## [Directions for this task]
Write out the material again exactly, please, and omit the pictures.
■ ■ ■ ■ ■ ■ ■
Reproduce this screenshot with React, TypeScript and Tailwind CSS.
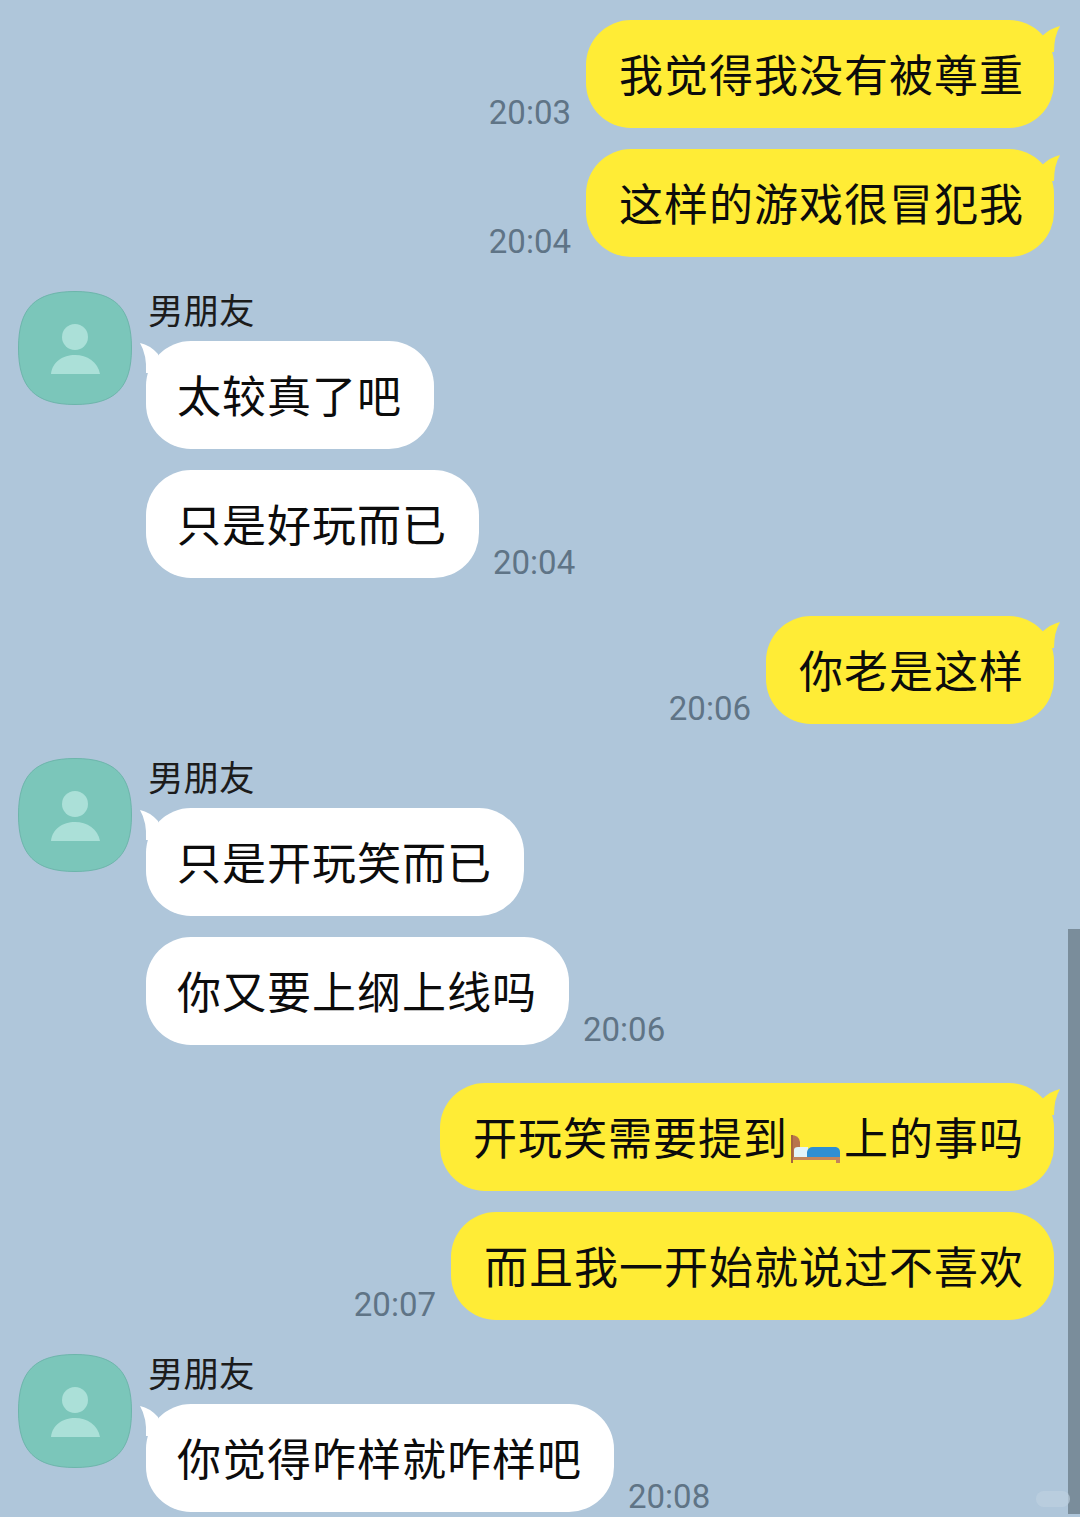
import React from 'react'

const font = { fontFamily: '"Noto Sans CJK SC", sans-serif' }

const Time = ({ children, className = '' }: { children: string; className?: string }) => (
  <span className={`font-['Roboto',sans-serif] text-[33px] leading-[32px] text-[#5f7486] whitespace-nowrap ${className}`}>
    {children}
  </span>
)

const RightTail = () => (
  <svg className="absolute right-[-6px] top-[2px]" width="24" height="36" viewBox="0 0 24 36">
    <path d="M6 14 Q15 6 24 4 Q18 14 18 30 L6 30Z" fill="#ffec36" />
  </svg>
)

const LeftTail = () => (
  <svg className="absolute left-[-6px] top-[2px]" width="24" height="36" viewBox="0 0 24 36">
    <path d="M0 0 Q10 2 18 11 L18 30 L6 30 Q7 12 0 0Z" fill="#ffffff" />
  </svg>
)

const Bubble = ({ side, tail, children }: { side: 'left' | 'right'; tail?: boolean; children: React.ReactNode }) => (
  <div
    className={`relative flex h-[108px] items-center rounded-[45px] pb-[3px] text-[44px] leading-none tracking-[1px] whitespace-nowrap text-[#0c0c0c] ${
      side === 'right' ? 'bg-[#ffec36] pl-[33px] pr-[30px]' : 'bg-white pl-[31px] pr-[32px]'
    }`}
  >
    {tail && (side === 'right' ? <RightTail /> : <LeftTail />)}
    <span>{children}</span>
  </div>
)

const Avatar = () => (
  <svg width="114" height="114" viewBox="0 0 114 114" className="shrink-0">
    <path
      d="M57 .5C97 .5 113.500 17 113.500 57S97 113.500 57 113.500 .5 97 .5 57 17 .5 57 .5Z"
      fill="#7bc6ba"
      stroke="#6db5ab"
    />
    <circle cx="57" cy="46" r="13" fill="#abe0d8" />
    <path d="M33 83C34 71 45 64 57 64S80 71 82 83Z" fill="#abe0d8" />
  </svg>
)

const Bed = () => (
  <svg className="-my-2 inline-block align-[-1px]" width="56" height="30" viewBox="0 0 56 30">
    <path d="M3 1 Q11 1 12 8 V24 H3Z" fill="#b8734c" />
    <path d="M3 1 H5 V29 H3Z" fill="#a5653f" />
    <path d="M5 23 H52 V29 H48 V26 H5Z" fill="#c4855a" />
    <path d="M6 23 V16 Q6 13 10 13 H20 V23Z" fill="#e3f4fa" />
    <path d="M19 23 V18 Q20 13 25 13 H48 Q52 14 52 18 V23Z" fill="#2e8fd2" />
  </svg>
)

const RightRow = ({ time, tail, className = '', children }: { time?: string; tail?: boolean; className?: string; children: React.ReactNode }) => (
  <div className={`flex items-end justify-end gap-[15px] pr-[26px] ${className}`}>
    {time && <Time className="mb-[-1px]">{time}</Time>}
    <Bubble side="right" tail={tail}>{children}</Bubble>
  </div>
)

const LeftGroup = ({ className = '', children }: { className?: string; children: React.ReactNode }) => (
  <div className={`flex gap-[14px] pl-[18px] ${className}`}>
    <Avatar />
    <div className="flex flex-col gap-[21px]">
      <div className="mb-[-21px] h-[50px] pl-[2px] text-[35.500px] leading-[36px] text-[#1c1c1c]">男朋友</div>
      {children}
    </div>
  </div>
)

const LeftRow = ({ time, tail, children }: { time?: string; tail?: boolean; children: React.ReactNode }) => (
  <div className="flex items-end gap-[14px]">
    <Bubble side="left" tail={tail}>{children}</Bubble>
    {time && <Time className="mb-[-1px]">{time}</Time>}
  </div>
)

export default function App() {
  return (
    <div className="relative h-[1517px] w-[1080px] overflow-hidden bg-[#afc6da] pt-[20px]" style={font}>
      <div className="flex flex-col gap-[21px]">
        <RightRow time="20:03" tail>我觉得我没有被尊重</RightRow>
        <RightRow time="20:04" tail>这样的游戏很冒犯我</RightRow>
      </div>

      <LeftGroup className="mt-[34px]">
        <LeftRow tail>太较真了吧</LeftRow>
        <LeftRow time="20:04">只是好玩而已</LeftRow>
      </LeftGroup>

      <RightRow time="20:06" tail className="mt-[38px]">你老是这样</RightRow>

      <LeftGroup className="mt-[34px]">
        <LeftRow tail>只是开玩笑而已</LeftRow>
        <LeftRow time="20:06">你又要上纲上线吗</LeftRow>
      </LeftGroup>

      <div className="mt-[38px] flex flex-col gap-[21px]">
        <RightRow tail>开玩笑需要提到<Bed />上的事吗</RightRow>
        <RightRow time="20:07">而且我一开始就说过不喜欢</RightRow>
      </div>

      <LeftGroup className="mt-[34px]">
        <LeftRow time="20:08" tail>你觉得咋样就咋样吧</LeftRow>
      </LeftGroup>

      {/* scrollbar + faint watermark pill */}
      <div className="absolute right-0 top-[929px] h-[585px] w-[12px] bg-[#7a8d9b]" />
      <div className="absolute left-[1036px] top-[1491px] h-[16px] w-[34px] rounded-full bg-[#bdd0e0]/70" />
    </div>
  )
}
■ ■ ■ ■ ■ ■ ■
## [Correct answer]
Reproduce this screenshot with React, TypeScript and Tailwind CSS.
import React from 'react'

const font = { fontFamily: '"Noto Sans CJK SC", sans-serif' }

const Time = ({ children, className = '' }: { children: string; className?: string }) => (
  <span className={`font-['Roboto',sans-serif] text-[33px] leading-[32px] text-[#5f7486] whitespace-nowrap ${className}`}>
    {children}
  </span>
)

const RightTail = () => (
  <svg className="absolute right-[-6px] top-[2px]" width="24" height="36" viewBox="0 0 24 36">
    <path d="M6 14 Q15 6 24 4 Q18 14 18 30 L6 30Z" fill="#ffec36" />
  </svg>
)

const LeftTail = () => (
  <svg className="absolute left-[-6px] top-[2px]" width="24" height="36" viewBox="0 0 24 36">
    <path d="M0 0 Q10 2 18 11 L18 30 L6 30 Q7 12 0 0Z" fill="#ffffff" />
  </svg>
)

const Bubble = ({ side, tail, children }: { side: 'left' | 'right'; tail?: boolean; children: React.ReactNode }) => (
  <div
    className={`relative flex h-[108px] items-center rounded-[45px] pb-[3px] text-[44px] leading-none tracking-[1px] whitespace-nowrap text-[#0c0c0c] ${
      side === 'right' ? 'bg-[#ffec36] pl-[33px] pr-[30px]' : 'bg-white pl-[31px] pr-[32px]'
    }`}
  >
    {tail && (side === 'right' ? <RightTail /> : <LeftTail />)}
    <span>{children}</span>
  </div>
)

const Avatar = () => (
  <svg width="114" height="114" viewBox="0 0 114 114" className="shrink-0">
    <path
      d="M57 .5C97 .5 113.500 17 113.500 57S97 113.500 57 113.500 .5 97 .5 57 17 .5 57 .5Z"
      fill="#7bc6ba"
      stroke="#6db5ab"
    />
    <circle cx="57" cy="46" r="13" fill="#abe0d8" />
    <path d="M33 83C34 71 45 64 57 64S80 71 82 83Z" fill="#abe0d8" />
  </svg>
)

const Bed = () => (
  <svg className="-my-2 inline-block align-[-1px]" width="56" height="30" viewBox="0 0 56 30">
    <path d="M3 1 Q11 1 12 8 V24 H3Z" fill="#b8734c" />
    <path d="M3 1 H5 V29 H3Z" fill="#a5653f" />
    <path d="M5 23 H52 V29 H48 V26 H5Z" fill="#c4855a" />
    <path d="M6 23 V16 Q6 13 10 13 H20 V23Z" fill="#e3f4fa" />
    <path d="M19 23 V18 Q20 13 25 13 H48 Q52 14 52 18 V23Z" fill="#2e8fd2" />
  </svg>
)

const RightRow = ({ time, tail, className = '', children }: { time?: string; tail?: boolean; className?: string; children: React.ReactNode }) => (
  <div className={`flex items-end justify-end gap-[15px] pr-[26px] ${className}`}>
    {time && <Time className="mb-[-1px]">{time}</Time>}
    <Bubble side="right" tail={tail}>{children}</Bubble>
  </div>
)

const LeftGroup = ({ className = '', children }: { className?: string; children: React.ReactNode }) => (
  <div className={`flex gap-[14px] pl-[18px] ${className}`}>
    <Avatar />
    <div className="flex flex-col gap-[21px]">
      <div className="mb-[-21px] h-[50px] pl-[2px] text-[35.500px] leading-[36px] text-[#1c1c1c]">男朋友</div>
      {children}
    </div>
  </div>
)

const LeftRow = ({ time, tail, children }: { time?: string; tail?: boolean; children: React.ReactNode }) => (
  <div className="flex items-end gap-[14px]">
    <Bubble side="left" tail={tail}>{children}</Bubble>
    {time && <Time className="mb-[-1px]">{time}</Time>}
  </div>
)

export default function App() {
  return (
    <div className="relative h-[1517px] w-[1080px] overflow-hidden bg-[#afc6da] pt-[20px]" style={font}>
      <div className="flex flex-col gap-[21px]">
        <RightRow time="20:03" tail>我觉得我没有被尊重</RightRow>
        <RightRow time="20:04" tail>这样的游戏很冒犯我</RightRow>
      </div>

      <LeftGroup className="mt-[34px]">
        <LeftRow tail>太较真了吧</LeftRow>
        <LeftRow time="20:04">只是好玩而已</LeftRow>
      </LeftGroup>

      <RightRow time="20:06" tail className="mt-[38px]">你老是这样</RightRow>

      <LeftGroup className="mt-[34px]">
        <LeftRow tail>只是开玩笑而已</LeftRow>
        <LeftRow time="20:06">你又要上纲上线吗</LeftRow>
      </LeftGroup>

      <div className="mt-[38px] flex flex-col gap-[21px]">
        <RightRow tail>开玩笑需要提到<Bed />上的事吗</RightRow>
        <RightRow time="20:07">而且我一开始就说过不喜欢</RightRow>
      </div>

      <LeftGroup className="mt-[34px]">
        <LeftRow time="20:08" tail>你觉得咋样就咋样吧</LeftRow>
      </LeftGroup>

      {/* scrollbar + faint watermark pill */}
      <div className="absolute right-0 top-[929px] h-[585px] w-[12px] bg-[#7a8d9b]" />
      <div className="absolute left-[1036px] top-[1491px] h-[16px] w-[34px] rounded-full bg-[#bdd0e0]/70" />
    </div>
  )
}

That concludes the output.